All civil servants have been required since October to sign the declaration pledging to uphold the Basic Law, the city’s mini-constitution, bear allegiance to the Hong Kong Special Administrative Region, be dedicated to their duties and be responsible to the government.
The declaration aims to strengthen allegiance in the public sector following the adoption of the national security law in late June. Civil servants who had taken the oath are also expected to support government policies, including implementation of the law.
“For those who signed the pledge, if they act or say something against the government, such as promoting Hong Kong independence or colluding with foreign forces, they would be deemed breaching their pledge of allegiance and subject to dismissal,” Nip said.
Explanations as to why workers did not make the pledge included claims it infringed upon their freedom of speech, they disagreed with the declaration’s content and that it might conflict with a foreign passport they held.

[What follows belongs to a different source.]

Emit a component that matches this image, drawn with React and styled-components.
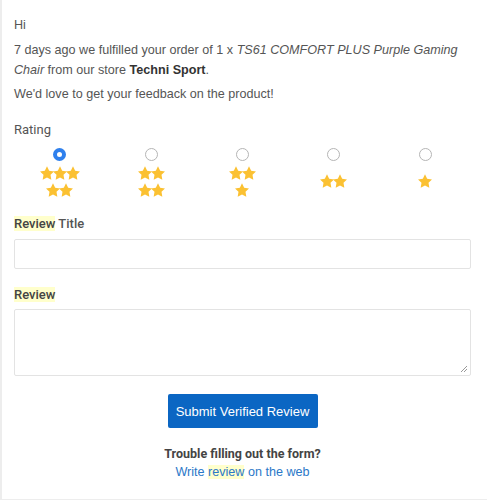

But Nip dismissed these reasons as unacceptable. “As civil servants, they should not say something in public against the government or the Basic Law. I don’t see how the oath-taking would infringe upon their freedom of speech or be in conflict with holding a foreign passport,” he said.
The government will introduce in May an oath-taking arrangement for officers appointed on non-civil service terms, such as non-civil service contract staff as they are also considered public officers under the national security law.

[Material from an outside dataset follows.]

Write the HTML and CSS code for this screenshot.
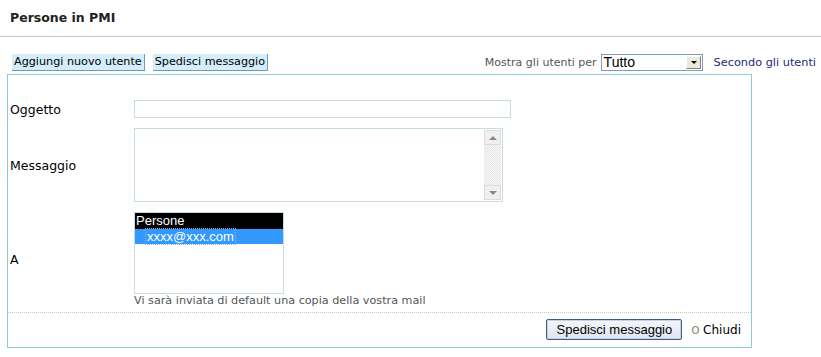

As to whether staff of subsidised organisations such as welfare groups and schools would be subject to the same oath-taking requirement even though they were not civil servants, Nip said the government had been studying an appropriate arrangement under the security law for these institutions.
Lawmaker Chan Chun-ying, representing the finance sector, urged the government to bar anyone who refused to sign the declaration from rejoining the civil service, including for contract jobs. Nip said whether a person had refused to make the pledge would be an important factor to consider if they applied to work for the government in future.